Awk is a very powerful and handy tool designed for advanced text processing. It searches and scans a file line by line, splits each input line into fields, compares the input line or fields to pattern and performs an action on matched lines. Generally, it is used to transform data files and produce formatted reports.
In this tutorial, we will show some advanced and handy awk one-liners examples that will be useful to perform day to day operations.
Text Conversion
In this section, we will learn how to use sub and gsub function with awk command to delete tabs and spaces in the file.
We will use the following text file as the input file for all examples in this article:
cat > contents.txt
hitesh engineer sales 30000 jayesh director account 25000 vyom manager purchase 20000 bhavesh engineer sales 30000 rajesh directory sales 40000 niraj clerk account 20000 jay peon purchase 23000 deep clerk sales 20000
Delete all blank lines from a file
You can use the awk command with special NF variable to delete all blank lines from the file.
For example, delete all blank lines from the file contents.txt run the following command:
awk NF contents.txt
You should see the following output:
hitesh engineer sales 30000 jayesh director account 25000 vyom manager purchase 20000 bhavesh engineer sales 30000 rajesh directory sales 40000 niraj clerk account 20000 jay peon purchase 23000 deep clerk sales 20000
You can also perform the same thing with the following command:
awk '/./' /contents.txt
Delete leading whitespace and Tabs from the beginning of each line
You can use awk command to find one or more space or tab at the beginning of the file and delete them.
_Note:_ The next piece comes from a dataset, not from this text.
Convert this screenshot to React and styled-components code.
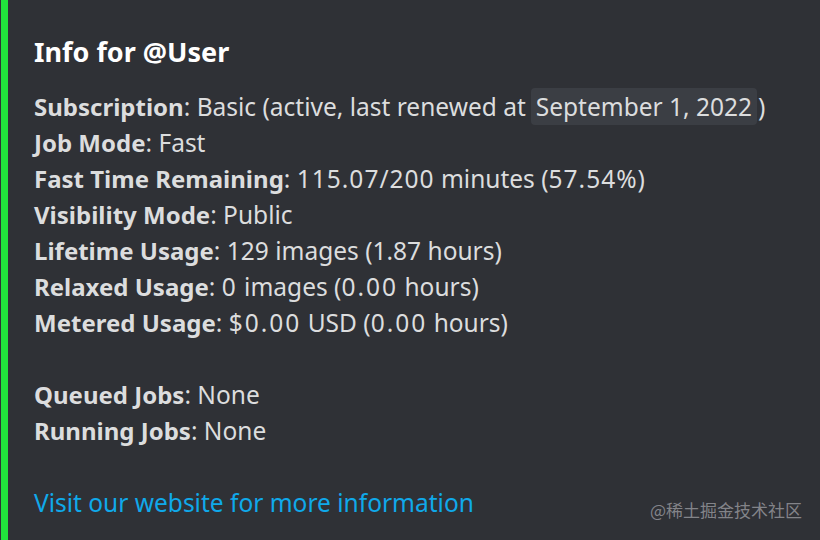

Run the following command to delete leading whitespace from the file named contents.txt
awk '{ sub(/^[ \t]+/, ""); print }' contents.txt
You should see the following output:
hitesh engineer sales 30000 jayesh director account 25000 vyom manager purchase 20000 bhavesh engineer sales 30000 rajesh directory sales 40000 niraj clerk account 20000 jay peon purchase 23000 deep clerk sales 20000
Delete trailing whitespace and Tabs from the end of each line
You can find one or more space or tab at the end of each line in the file and delete them.
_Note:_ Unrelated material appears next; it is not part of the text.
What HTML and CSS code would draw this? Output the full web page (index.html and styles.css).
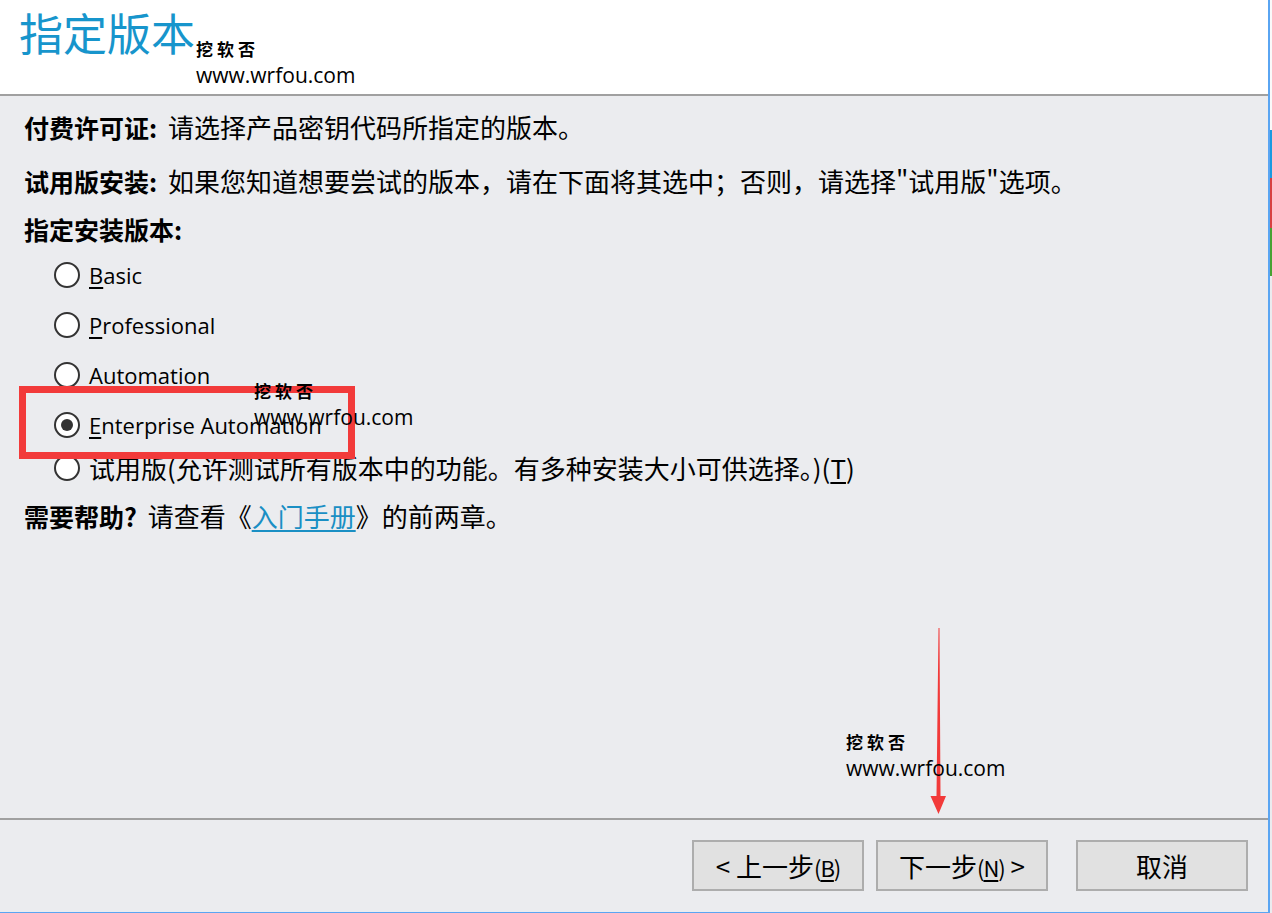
FILE: index.html
```html
<!DOCTYPE html>
<html lang="zh-CN">

<head>
	<meta charset="UTF-8">
	<title>指定版本</title>
	<link rel="stylesheet" href="styles.css">
</head>

<body>
	<div id="dialog">
		<div id="header">
			<h1>指定版本</h1>
		</div>

		<div id="content">
			<p class="line first"><b>付费许可证:</b> 请选择产品密钥代码所指定的版本。</p>
			<p class="line second"><b>试用版安装:</b> 如果您知道想要尝试的版本，请在下面将其选中；否则，请选择"试用版"选项。</p>
			<p class="line third"><b>指定安装版本:</b></p>

			<div id="editions">
				<label class="row"><span class="radio"></span><span class="lbl"><u>B</u>asic</span></label>
				<label class="row"><span class="radio"></span><span class="lbl"><u>P</u>rofessional</span></label>
				<label class="row"><span class="radio"></span><span class="lbl">Automation</span></label>
				<label class="row"><span class="radio checked"></span><span class="lbl"><u>E</u>nterprise Automation</span></label>
				<label class="row trial"><span class="radio"></span><span class="cjk">试用版(允许测试所有版本中的功能。有多种安装大小可供选择。)(<u>T</u>)</span></label>
			</div>

			<p class="line help"><b>需要帮助?</b> 请查看《<a href="#">入门手册</a>》的前两章。</p>
		</div>

		<div id="footer">
			<button class="back">&lt; 上一步<span class="key">(<u>B</u>)</span></button>
			<button class="next">下一步<span class="key">(<u>N</u>)</span> &gt;</button>
			<button class="cancel">取消</button>
		</div>

		<!-- things drawn over the dialog -->
		<div class="highlight"></div>
		<svg class="arrow" width="20" height="188" viewBox="0 0 20 188">
			<polygon points="10.5,0 11.5,0 12.5,168 18,168 10.5,186 2.5,168 8.5,168" fill="#f23a3a" />
		</svg>

		<div class="mark m1"><span class="cn">挖软否</span><span class="url">www.wrfou.com</span></div>
		<div class="mark m2"><span class="cn">挖软否</span><span class="url">www.wrfou.com</span></div>
		<div class="mark m3"><span class="cn">挖软否</span><span class="url">www.wrfou.com</span></div>
	</div>
	<div id="edge">
		<span class="e-top"></span>
		<span class="e-blue"></span>
		<span class="e-red"></span>
		<span class="e-green"></span>
		<span class="e-rest"></span>
	</div>
</body>

</html>
```

FILE: styles.css
```css
body {
	margin: 0;
	padding: 0;
	display: flex;
	width: 1272px;
	height: 913px;
	overflow: hidden;
	background-color: #ebecef;
	font-family: "Noto Sans CJK SC", "Noto Sans", sans-serif;
	color: #000;
}

#dialog {
	position: relative;
	width: 1268px;
	height: 912px;
	border-right: 2px solid #5aa5f2;
	border-bottom: 1px solid #5aa5f2;
	display: flex;
	flex-direction: column;
	background-color: #ebecef;
}

#header {
	height: 94px;
	background-color: #fff;
	border-bottom: 2px solid #a0a0a0;
	flex-shrink: 0;
}

#header h1 {
	margin: 0;
	padding: 2px 0 0 19px;
	font-size: 44px;
	line-height: 60px;
	font-weight: normal;
	color: #1795cc;
}

#content {
	flex: 1;
	border-bottom: 2px solid #a0a0a0;
	padding: 16px 0 0 24px;
	font-size: 26px;
}

.line {
	margin: 0;
	height: 30px;
	line-height: 30px;
	white-space: nowrap;
	word-spacing: 5px;
}

.line b {
	font-weight: bold;
	font-size: 25px;
}

.second {
	margin-top: 24px;
}

.third {
	margin-top: 18px;
}

#editions {
	display: flex;
	flex-direction: column;
	margin-top: 6px;
	padding-left: 30px;
}

.row {
	display: flex;
	align-items: center;
	height: 50px;
	gap: 9px;
}

.row.trial {
	height: 36px;
}

.radio {
	width: 22px;
	height: 22px;
	border: 2px solid #333;
	border-radius: 50%;
	background-color: #fff;
	display: flex;
	align-items: center;
	justify-content: center;
	flex-shrink: 0;
}

.radio.checked::after {
	content: "";
	width: 12px;
	height: 12px;
	border-radius: 50%;
	background-color: #333;
}

.lbl {
	font-family: "Open Sans", "Noto Sans", sans-serif;
	font-size: 22px;
	line-height: 30px;
}

.cjk {
	line-height: 30px;
}

u {
	text-underline-offset: 3px;
}

.help {
	margin-top: 15px;
}

.help a {
	color: #1a8fc4;
	text-decoration: underline;
	text-underline-offset: 3px;
}

#footer {
	height: 92px;
	flex-shrink: 0;
	display: flex;
	justify-content: flex-end;
	align-items: flex-start;
	padding: 20px 20px 0 0;
	box-sizing: border-box;
}

#footer button {
	width: 172px;
	height: 51px;
	background-color: #e1e1e1;
	border: 2px solid #adadad;
	font-family: "Noto Sans CJK SC", sans-serif;
	font-size: 26px;
	color: #000;
	padding: 0;
}

#footer .key {
	font-size: 22px;
	letter-spacing: -1px;
}

#footer .next {
	margin-left: 12px;
}

#footer .cancel {
	margin-left: 28px;
}

.highlight {
	position: absolute;
	left: 19px;
	top: 386px;
	width: 322px;
	height: 59px;
	border: 7px solid #f23a3a;
}

.arrow {
	position: absolute;
	left: 928px;
	top: 628px;
}

.mark {
	position: absolute;
	display: flex;
	flex-direction: column;
	color: #000;
}

.mark .cn {
	font-family: "Noto Sans CJK SC", serif;
	font-weight: bold;
	font-size: 17px;
	line-height: 22px;
	letter-spacing: 4px;
}

.mark .url {
	font-family: "Open Sans", sans-serif;
	font-size: 21px;
	line-height: 30px;
}

.m1 {
	left: 196px;
	top: 38px;
}

.m2 {
	left: 254px;
	top: 380px;
}

.m3 {
	left: 846px;
	top: 731px;
}

#edge {
	width: 2px;
	display: flex;
	flex-direction: column;
}

#edge span {
	display: block;
}

.e-top {
	height: 130px;
	background-color: #fafafa;
}

.e-blue {
	height: 48px;
	background-color: #1a9ae0;
}

.e-red {
	height: 50px;
	background-color: #d84040;
}

.e-green {
	height: 48px;
	background-color: #46a232;
}

.e-rest {
	flex: 1;
	background-color: #ebecef;
}
```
Run the following command to delete the space and tab at the end of each line in file contents.txt
awk '{ sub(/[ \t]+$/, ""); print }' contents.txt
You should get the following output:
hitesh engineer sales 30000 jayesh director account 25000 vyom manager purchase 20000 bhavesh engineer sales 30000 rajesh directory sales 40000 niraj clerk account 20000 jay peon purchase 23000 deep clerk sales 20000
Delete both leading and trailing whitespaces from each line
You can also delete both leading and trailing whitespaces from each line using the single command as shown below:
awk '{ gsub(/^[ \t]+|[ \t]+$/, ""); print }' contents.txt
You should get the following output:
hitesh engineer sales 30000 jayesh director account 25000 vyom manager purchase 20000 bhavesh engineer sales 30000 rajesh directory sales 40000 niraj clerk account 20000 jay peon purchase 23000 deep clerk sales 20000
Reverse order of lines
This is very popular and very useful awk one-liner that records all lines in an array and arrange them in reverse order.
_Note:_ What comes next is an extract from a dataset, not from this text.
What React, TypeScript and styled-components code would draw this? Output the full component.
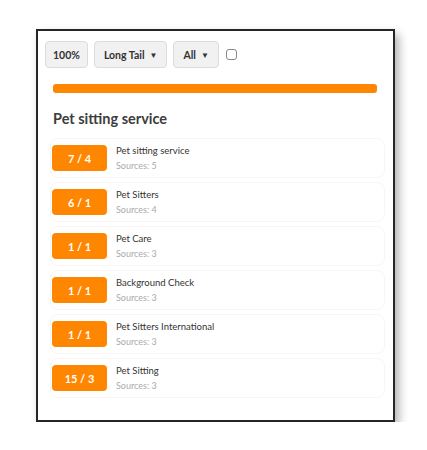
import React from 'react';
import styled, { createGlobalStyle } from 'styled-components';

const GlobalStyle = createGlobalStyle`
  html, body {
    margin: 0;
    padding: 0;
    background: #ffffff;
    font-family: 'Lato', 'Open Sans', sans-serif;
  }
`;

const Frame = styled.div`
  box-sizing: border-box;
  margin: 29px 0 0 36px;
  width: 359px;
  height: 393px;
  border: 2px solid #262626;
  background: #ffffff;
  box-shadow: 4px 5px 9px rgba(0, 0, 0, 0.3);
  padding: 10px 9px 0 7px;
`;

const Toolbar = styled.div`
  display: flex;
  align-items: center;
  gap: 6px;
`;

const ToolButton = styled.button<{ $pad?: number }>`
  box-sizing: border-box;
  height: 27px;
  padding: 0 ${p => p.$pad ?? 7}px;
  border: 1px solid #dcdcdc;
  border-radius: 4px;
  background: #f1f1f1;
  color: #333333;
  font-family: 'Lato', sans-serif;
  font-size: 10.5px;
  font-weight: 700;
  display: flex;
  align-items: center;
  gap: 5px;
`;

const Caret = styled.span`
  font-size: 8px;
  color: #333;
`;

const Check = styled.input`
  width: 11px;
  height: 11px;
  margin: 0 0 0 1px;
  appearance: none;
  border: 1px solid #888;
  border-radius: 3px;
  background: #fff;
`;

const Content = styled.div`
  padding: 16px 0 0 8px;
`;

const Bar = styled.div`
  width: 324px;
  height: 9px;
  border-radius: 3px;
  background: #ff8600;
`;

const Title = styled.h2`
  margin: 17px 0 0 0;
  font-family: 'Lato', sans-serif;
  font-size: 14.5px;
  font-weight: 700;
  color: #3d3d3d;
`;

const List = styled.div`
  display: flex;
  flex-direction: column;
  gap: 4px;
  margin: 11px 0 0 -3px;
`;

const Row = styled.div`
  box-sizing: border-box;
  width: 335px;
  height: 40px;
  display: flex;
  align-items: center;
  gap: 9px;
  padding: 0 1px;
  border: 1px solid #f6f6f6;
  border-radius: 8px;
`;

const Badge = styled.div`
  width: 55px;
  height: 26px;
  border-radius: 4px;
  background: #ff8600;
  color: #ffffff;
  font-family: 'Lato', sans-serif;
  font-size: 11px;
  font-weight: 700;
  display: flex;
  align-items: center;
  justify-content: center;
`;

const Info = styled.div`
  display: flex;
  flex-direction: column;
  gap: 4px;
`;

const Name = styled.div`
  font-family: 'Lato', sans-serif;
  font-size: 9.5px;
  color: #333333;
`;

const Sources = styled.div`
  font-family: 'Lato', sans-serif;
  font-size: 9px;
  color: #aaaaaa;
`;

const rows = [
  { score: '7 / 4', name: 'Pet sitting service', sources: 5 },
  { score: '6 / 1', name: 'Pet Sitters', sources: 4 },
  { score: '1 / 1', name: 'Pet Care', sources: 3 },
  { score: '1 / 1', name: 'Background Check', sources: 3 },
  { score: '1 / 1', name: 'Pet Sitters International', sources: 3 },
  { score: '15 / 3', name: 'Pet Sitting', sources: 3 },
];

export default function App() {
  return (
    <>
      <GlobalStyle />
      <Frame>
        <Toolbar>
          <ToolButton>100%</ToolButton>
          <ToolButton $pad={9}>
            Long Tail <Caret>▼</Caret>
          </ToolButton>
          <ToolButton $pad={9}>
            All <Caret>▼</Caret>
          </ToolButton>
          <Check type="checkbox" />
        </Toolbar>
        <Content>
          <Bar />
          <Title>Pet sitting service</Title>
          <List>
            {rows.map((r, i) => (
              <Row key={i}>
                <Badge>{r.score}</Badge>
                <Info>
                  <Name>{r.name}</Name>
                  <Sources>Sources: {r.sources}</Sources>
                </Info>
              </Row>
            ))}
          </List>
        </Content>
      </Frame>
    </>
  );
}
Run this awk one-liner to arrange all lines in reverse order in file contents.txt:
awk '{ a[i++] = $0 } END { for (j=i-1; j>=0;) print a[j--] }' contents.txt
You should get the following output:
deep clerk sales 20000 jay peon purchase 23000 niraj clerk account 20000 rajesh directory sales 40000 bhavesh engineer sales 30000 vyom manager purchase 20000 jayesh director account 25000 hitesh engineer sales 30000
Reverse order of fields in each line
You can use awk command with NF variable to arrange each field in each line in reverse order.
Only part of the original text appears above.